HomeAssistantPim commented 5 months ago

I downgraded to 2024.3.3 and so far so good. Will keep you posted.

HomeAssistantPim commented 5 months ago

@puddly my HA is still running well since the downgrade. In the logging no watchdog timeouts, nor initialisation problems. I noticed a pull request targetting 2024.4.0 that would set new id's for all zigbee devices. It seems related as my logging posted earlier mentions a mismatch in endpoint id's, could this change have caused this?

dmulcahey commented 5 months ago

What PR are you talking about?

HomeAssistantPim commented 5 months ago

This one although I'm not sure if it's actually merged into some 2024.4.x: https://github.com/home-assistant/core/pull/112459

dmulcahey commented 5 months ago

Not merged and unrelated

HomeAssistantPim commented 5 months ago

Ok, so currently I downgraded to 2024.3.3 and zha didn't have issues since. No watchdog timeout, no endpoint mismatch issues as shown in the logging I shared when running on 2024.4.3. Only thing I could do, is upgrade to 2024.4.3 again to see if the issues will reoccur.

mdeletr2 commented 5 months ago

I also have same problem after last update. ZHA stops and trying to reconfigure...... If i restart HA it works again, happened atleast 3 times since last update

halukanlar commented 5 months ago

I also had a problem after updating. Restart solved it for now. We'll see if it lasts...

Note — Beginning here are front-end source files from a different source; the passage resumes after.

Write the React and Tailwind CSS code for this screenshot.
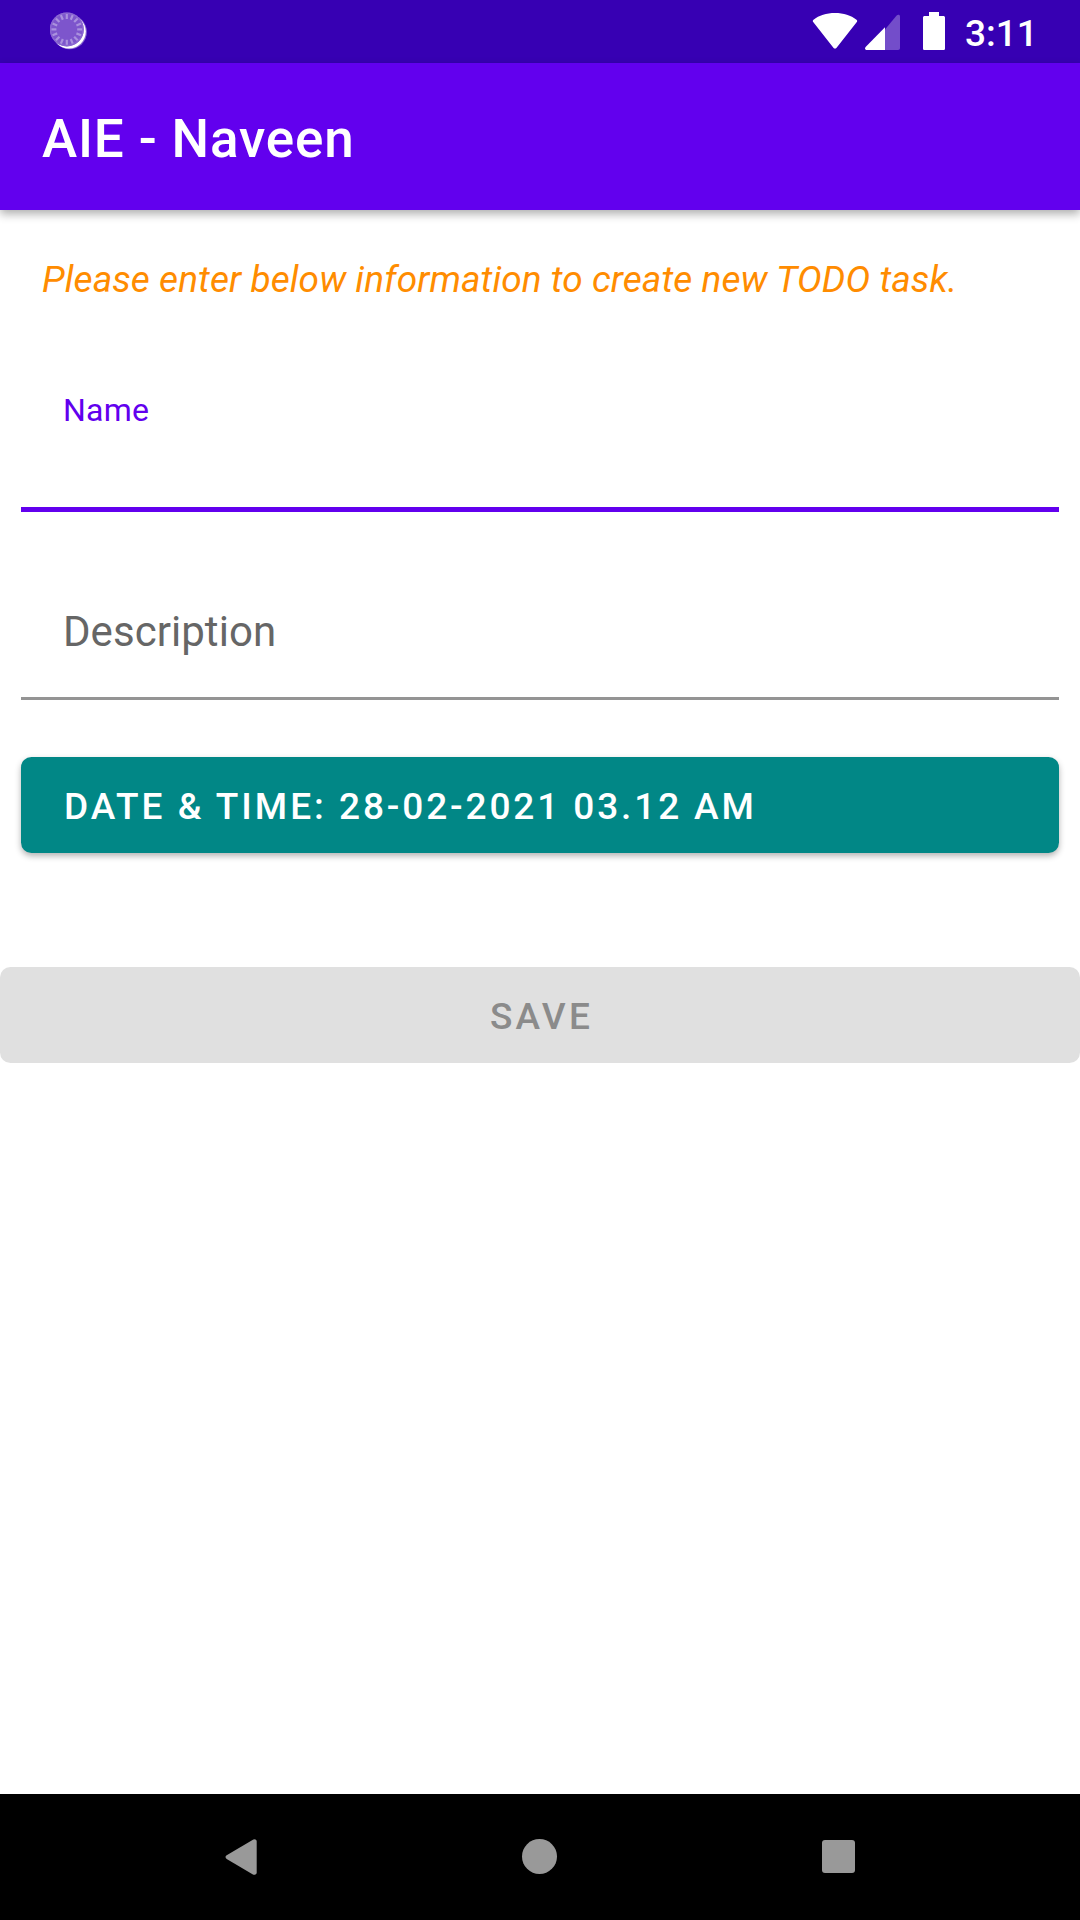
const TICKS = Array.from({ length: 16 }, (_, i) => i * 22.5);

function SyncIcon() {
  return (
    <svg className="h-[38px] w-[38px]" viewBox="0 0 38 38">
      <circle cx="19.6" cy="20" r="17.3" fill="#fff" fillOpacity="0.4" />
      <circle cx="18.9" cy="19.6" r="16.9" fill="#fff" />
      <circle cx="16.8" cy="17.4" r="17" fill="#7d55cc" />
      <circle cx="16.8" cy="17.4" r="16.2" fill="none" stroke="#8a66d1" strokeWidth="1.4" />
      {TICKS.map((a) => (
        <path key={a} d="M16.8 2v5" stroke="#aa91de" strokeWidth="2.2" transform={`rotate(${a} 16.8 17.4)`} />
      ))}
    </svg>
  );
}

function StatusBar() {
  return (
    <header className="flex h-[63px] items-start bg-[#3700b3] text-white">
      <div className="ml-[50px] mt-3">
        <SyncIcon />
      </div>
      <div className="ml-auto mr-[45px] flex items-start">
        <svg className="mt-3 h-[38px] w-[46px]" viewBox="0 0 46 38">
          <path d="M1.5 7.8C7 3.2 14.5 1 23 1s16 2.2 21.500 6.800c.8.7.9 1.500.3 2.300L24.600 35.700c-.9 1.200-2.300 1.200-3.200 0L1.200 10.100c-.6-.8-.5-1.600.3-2.300z" fill="#fff" />
        </svg>
        <svg className="ml-[7px] mt-3 h-[38px] w-[35px]" viewBox="0 0 35 38">
          <path d="M20 17.500 31.400 3.700c1.500-1.400 3.600-1.300 3.600.9V36c0 1.300-.7 2-2 2H20z" fill="#fff" fillOpacity="0.3" />
          <path d="M20 15.300V38H2C0 38-.5 36.300.6 35z" fill="#fff" />
        </svg>
        <svg className="ml-[23px] mt-3 h-[38px] w-[22px]" viewBox="0 0 22 38">
          <path d="M6 0h10v4h4.400c.9 0 1.600.7 1.600 1.600v30.800c0 .9-.7 1.600-1.600 1.600H1.600C.7 38 0 37.300 0 36.400V5.600C0 4.700.7 4 1.600 4H6z" fill="#fff" />
        </svg>
        <span className="ml-5 mt-1 w-[70px] text-[37px] font-medium leading-[60px]">3:11</span>
      </div>
    </header>
  );
}

function NavBar() {
  return (
    <nav className="mt-auto flex h-[126px] items-start bg-black pt-[44px]">
      <svg className="ml-[224px] h-[38px] w-[34px]" viewBox="0 0 34 38">
        <path d="M2.700 17.200 28.500 1.900c1.900-1.100 4.200-.5 4.200 1.700v31c0 2.200-2.300 2.800-4.200 1.700L2.700 21c-1.600-1-1.600-2.800 0-3.800z" fill="#999" />
      </svg>
      <div className="ml-[264px] mt-px size-[35px] rounded-full bg-[#999]" />
      <div className="ml-[264.500px] mt-[2px] size-[33px] rounded-[3px] bg-[#999]" />
    </nav>
  );
}

export default function App() {
  return (
    <div className="flex h-[1920px] w-[1080px] flex-col overflow-hidden bg-white font-['Roboto',sans-serif]">
      <StatusBar />
      <div className="h-[147px] bg-[#6200ee] pl-[42px] pt-[6px] shadow-[0_4px_9px_rgba(0,0,0,0.32)]">
        <h1 className="text-[53px] font-medium leading-[140px] tracking-[0.85px] text-white">AIE - Naveen</h1>
      </div>
      <main>
        <p className="mt-10 pl-[42px] text-[37px] italic leading-[60px] tracking-[0.08px] text-[#ff8c00]">
          Please enter below information to create new TODO task.
        </p>
        <div className="mx-[21px] mt-14 h-[146px] border-b-5 border-[#6200ee] px-[42px] pt-6">
          <label className="block text-[32px] leading-[40px] tracking-[0.2px] text-[#6200ee]">Name</label>
        </div>
        <div className="mx-[21px] mt-[42px] h-[146px] border-b-3 border-[#949494] px-[42px] pt-[48px]">
          <label className="block text-[42px] leading-[60px] tracking-[0.05px] text-[#666]">Description</label>
        </div>
        <button className="mx-[21px] mt-[57px] block h-[96px] w-[1038px] rounded-[10.5px] bg-[#018786] pl-[43px] pt-[4px] text-left text-[37px] font-medium tracking-[3px] text-white shadow-[0_3px_6px_rgba(0,0,0,0.3)]">
          DATE &amp; TIME: <span className="tracking-[2.88px]">28-02-2021 03.12 AM</span>
        </button>
        <button disabled className="mt-[114px] block h-[96px] w-full rounded-[10.5px] bg-[#e0e0e0] pl-[3px] pt-[4px] text-center text-[37px] font-medium tracking-[3.2px] text-[#8b8b8b]">
          SAVE
        </button>
      </main>
      <NavBar />
    </div>
  );
}
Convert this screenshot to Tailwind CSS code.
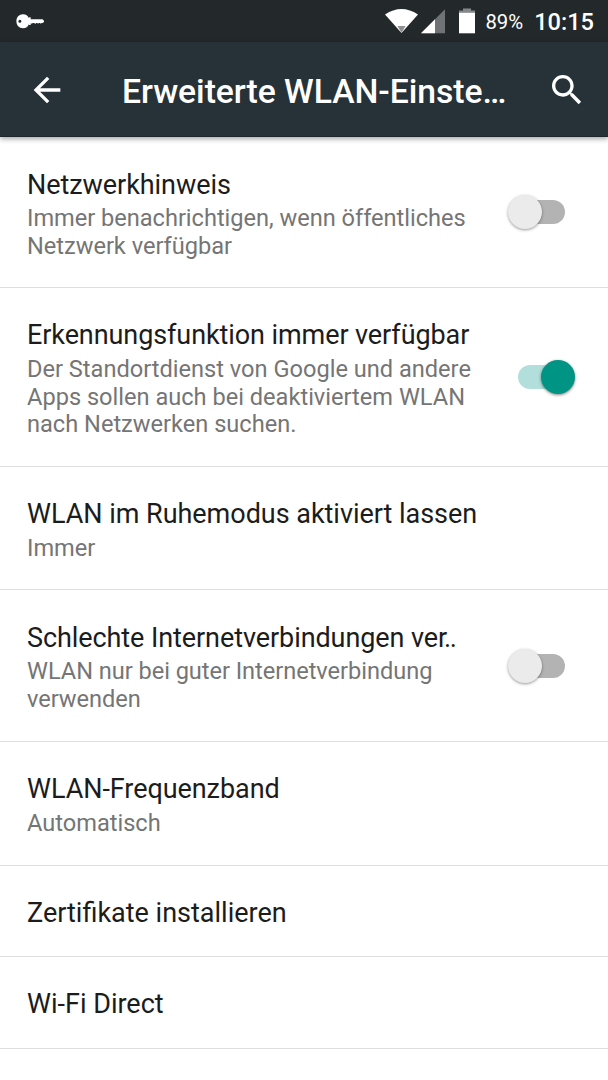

issue-triage-workflows[bot] commented 2 months ago

There hasn't been any activity on this issue recently. Due to the high number of incoming GitHub notifications, we have to clean some of the old issues, as many of them have already been resolved with the latest updates. Please make sure to update to the latest Home Assistant version and check if that solves the issue. Let us know if that works for you by adding a comment 👍 This issue has now been marked as stale and will be closed if no further activity occurs. Thank you for your contributions.